In the interests of honesty, I should make clear that my hatred of going into the office is pure, and long precedes the advent of the Coronavirus. My first job out of university required me to commute from Edinburgh to Glasgow three times a week so that I could sit at a desk doing things I could have easily done from home, and paying roughly a third of my salary for the privilege. When I became editor of Source, I idly hoped that I might be able to demonstrate that the job could be done remotely; somewhere, the finger on a monkey’s paw curled, and here we all are.
But I acknowledge that, amongst those who have spent the past months working from home, there is no generalising the experience. Some have taken to it better than others, and with good reason. The repercussions on mental health, amongst other factors, are not to be underestimated.

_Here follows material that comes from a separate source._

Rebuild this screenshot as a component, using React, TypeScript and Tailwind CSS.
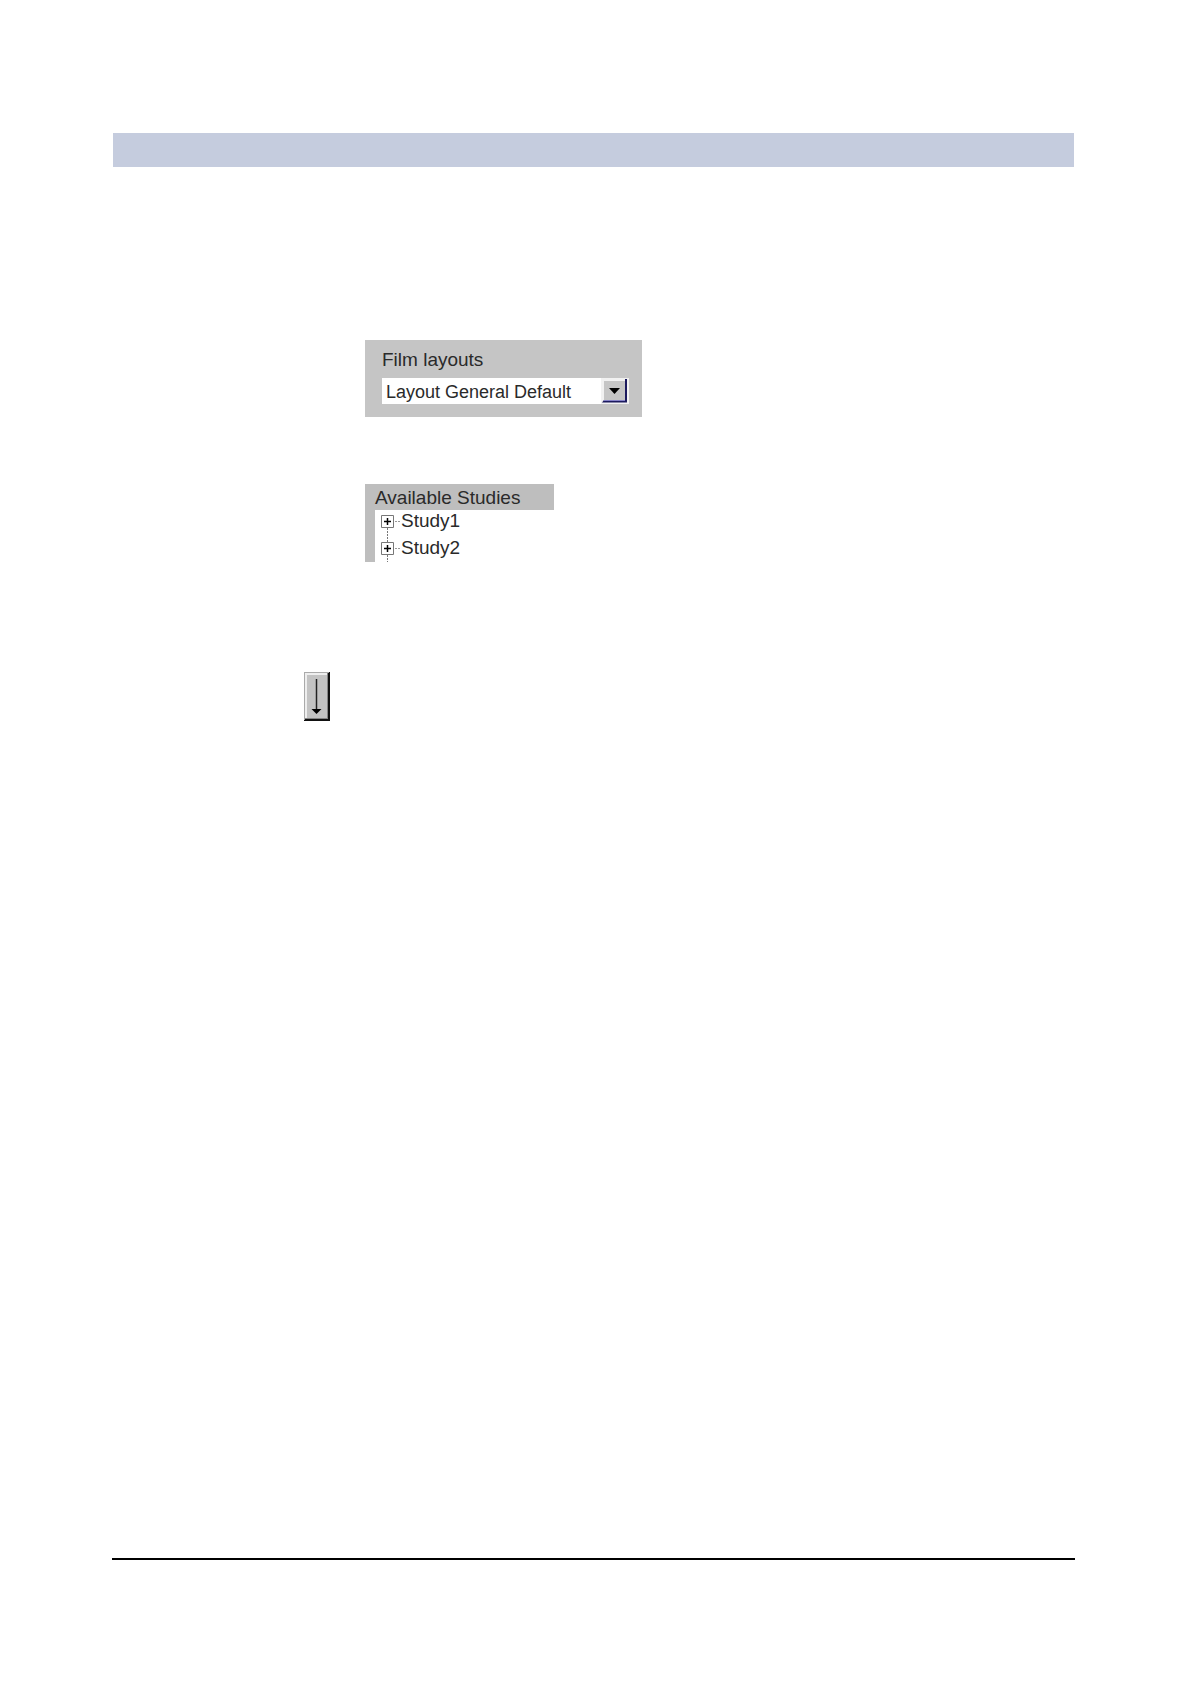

What unifies all of us – not just those working from home, but every worker across Scotland, the UK and beyond – should be our collective welfare. Unless you can recognise the nature of labour, and are prepared to fight for what you and everyone else deserves in exchange for it, then everything else is window dressing.
Though the Scottish Government has wisely not followed Downing Street in its mad dash to reestablish a fake sense of normality, it too will eventually have to confront the new needs created by the new normal: free or reimbursable internet for all, the provision of essential office equipment, education in digital literacy, and a reckoning with the structural inequalities remote working has exposed.
For many of us, our homes became our offices because, at the outset of the Covid crisis, it was generally accepted that workers should not have to risk death in order to remain employed. Since then, bosses, governments and those forces aligned with them have tried to chip away at this hasty social contract.
The fact that the UK Government have embarrassingly fumbled their latest attempt to do so should not obscure how willing and eager they are to put lives and livelihoods in danger for political and economic expediency.